THE PRESENT IS THE KEY TO THE PAST: SIMULATING TAPHONOMIC DEFORMATION TO DETECT BIOLOGICAL SIGNAL IN VERTEBRATE FOSSILS

Separating meaningful biological signal from surrounding noise is essential for conducting robust comparative morphological analyses. This is especially true for fossils, whose original biological shapes have been taphonomically altered due to burial in rock over geological time scales. To understand the effect of taphonomy on organismal shape, we simulated taphonomic deformation on a large dataset (n = 68) of raccoon (Procyon lotor) crania using 3D geometric morphometrics.
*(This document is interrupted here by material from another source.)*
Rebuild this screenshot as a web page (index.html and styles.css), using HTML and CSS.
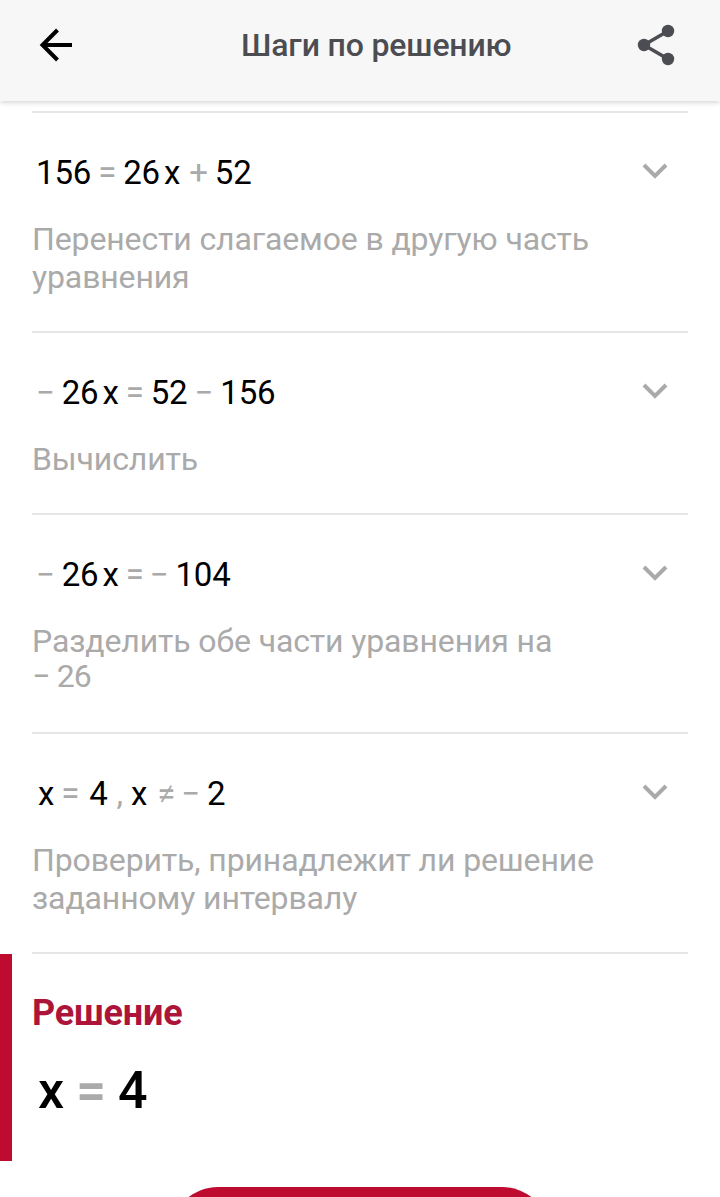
FILE: index.html
```
<!DOCTYPE html>
<html lang="ru">
<head>
	<meta charset="UTF-8">
	<title>Шаги по решению</title>
	<link rel="stylesheet" href="styles.css">
</head>
<body>

	<div class="page">
		<header class="header">
			<svg class="back" width="34" height="34" viewBox="0 0 34 34">
				<path d="M33 17H4M18.500 2L3.500 17l15 15" fill="none" stroke="#000" stroke-width="4"/>
			</svg>
			<h1>Шаги по решению</h1>
			<svg class="share" width="38" height="42" viewBox="0 0 38 42">
				<path d="M31 7L7 21l24 14" fill="none" stroke="#4c4d52" stroke-width="3.500"/>
				<circle cx="31" cy="7" r="6.200" fill="#4c4d52"/>
				<circle cx="7" cy="21" r="6.200" fill="#4c4d52"/>
				<circle cx="31" cy="35" r="6.200" fill="#4c4d52"/>
			</svg>
		</header>

		<main class="steps">
			<section class="step">
				<div class="row">
					<div class="math"><span>156</span><i class="op">=</i><span>26</span><b class="var">x</b><i class="op plus">+</i><span>52</span></div>
					<svg class="arrow" width="26" height="16" viewBox="0 0 26 16"><path d="M2 2l11 11L24 2"/></svg>
				</div>
				<p>Перенести слагаемое в другую часть уравнения</p>
			</section>

			<section class="step">
				<div class="row">
					<div class="math"><i class="op sign">−</i><span>26</span><b class="var">x</b><i class="op">=</i><span>52</span><i class="op">−</i><span>156</span></div>
					<svg class="arrow" width="26" height="16" viewBox="0 0 26 16"><path d="M2 2l11 11L24 2"/></svg>
				</div>
				<p>Вычислить</p>
			</section>

			<section class="step">
				<div class="row">
					<div class="math"><i class="op sign">−</i><span>26</span><b class="var">x</b><i class="op">=</i><i class="op minus">−</i><span>104</span></div>
					<svg class="arrow" width="26" height="16" viewBox="0 0 26 16"><path d="M2 2l11 11L24 2"/></svg>
				</div>
				<p>Разделить обе части уравнения на <span class="inline-math"><i>−</i> 26</span></p>
			</section>

			<section class="step">
				<div class="row">
					<div class="math"><b class="var first">x</b><i class="op wide">=</i><span>4</span><i class="comma">,</i><b class="var">x</b><i class="op not-equal">≠</i><i class="op minus">−</i><span>2</span></div>
					<svg class="arrow" width="26" height="16" viewBox="0 0 26 16"><path d="M2 2l11 11L24 2"/></svg>
				</div>
				<p>Проверить, принадлежит ли решение заданному интервалу</p>
			</section>
		</main>

		<section class="solution">
			<h2>Решение</h2>
			<div class="answer"><span>x</span><i>=</i><span>4</span></div>
		</section>

		<button type="button" class="more" aria-label="Далее"></button>
	</div>

</body>
</html>
```
FILE: styles.css
```
* {
	box-sizing: border-box;
}
body {
	margin: 0;
	font-family: Roboto, sans-serif;
	background-color: #fff;
}
.page {
	height: 1197px;
	overflow: hidden;
}
.header {
	padding: 0 45px 11px 39px;
	display: flex;
	align-items: center;
	height: 101px;
	background-color: #f7f7f7;
	box-shadow: 0 1px 6px rgba(0, 0, 0, .2);
}
.share {
	margin-left: auto;
}
h1 {
	margin: 0 0 0 168px;
	font-size: 32px;
	letter-spacing: -.15px;
	font-weight: 500;
	color: #4c4d52;
}
.steps {
	margin: 0 32px;
	padding-top: 10px;
	border-bottom: 2px solid #e6e6e6;
}
.step {
	padding-top: 39px;
	height: 220px;
	border-top: 2px solid #e6e6e6;
}
.step:nth-child(2) {
	height: 182px;
}
.step:nth-child(3) {
	height: 219px;
}
.row {
	display: flex;
	justify-content: space-between;
	height: 68px;
}
.math {
	padding-left: 4px;
	display: flex;
	align-items: baseline;
	font-size: 33px;
	line-height: 42px;
	letter-spacing: -.15px;
	color: #000;
}
.math i,
.answer i,
.inline-math i {
	font-style: normal;
}
.op {
	margin: 0 7px;
	color: #aaa;
}
.var {
	margin-left: 4px;
	font-weight: 400;
}
.first {
	margin-left: 2px;
}
.wide {
	margin-right: 10px;
}
.plus {
	margin-left: 9px;
}
.not-equal {
	margin-left: 10px;
}
.sign {
	margin-left: 0;
}
.minus {
	margin-left: -1px;
}
.comma {
	margin: 0 4px 0 9px;
	color: #aaa;
}
.arrow {
	margin: 11px 20px 0 0;
}
.arrow path {
	fill: none;
	stroke: #aaa;
	stroke-width: 4;
}
p {
	margin: 0;
	width: 580px;
	font-size: 32px;
	line-height: 38px;
	letter-spacing: -.13px;
	color: #aaa;
}
.inline-math {
	display: block;
	line-height: 33px;
	letter-spacing: -.8px;
}
.solution {
	padding: 40px 0 0 20px;
	height: 207px;
	border-left: 12px solid #be0c31;
}
h2 {
	margin: 0;
	font-size: 36px;
	line-height: 38px;
	letter-spacing: -.2px;
	font-weight: 700;
	color: #ac1439;
}
.answer {
	padding: 29px 0 0 6px;
	display: flex;
	align-items: baseline;
	font-size: 52px;
	line-height: 60px;
	font-weight: 500;
}
.answer i {
	margin: 0 12px;
	font-weight: 700;
	color: #aaa;
}
.more {
	margin: 26px 0 0 170px;
	display: block;
	width: 380px;
	height: 96px;
	border: none;
	border-radius: 48px;
	background-color: #be0c31;
}
```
While biological signals are apparent in the undeformed raccoon crania, these trends are obscured following artificial deformation. These results were compared with an extensive sample (n = 59) of crania of Diictodon feliceps, a basal therapsid from the Late Permian Karoo Basin of South Africa. We categorized the D. feliceps crania into five taphomorphotypes – bilateral, dorsoventral, rostrocaudal, shear (left and right), and saddle-backed, which formed distinct clusters in morphospace. Like the artificially deformed raccoon crania, biological trends were not detected in the taphonomically deformed D. feliceps crania, suggesting that taphonomic overprinting is driving shape trends in D. feliceps. Through the lens of artificially deformed specimens that have known biological shape, we are able to better understand how fossil deformation may be impacting biological signal. Ultimately, distinguishing the real signals from taphonomic noise will enhance our understanding of macroevolutionary change over deep time.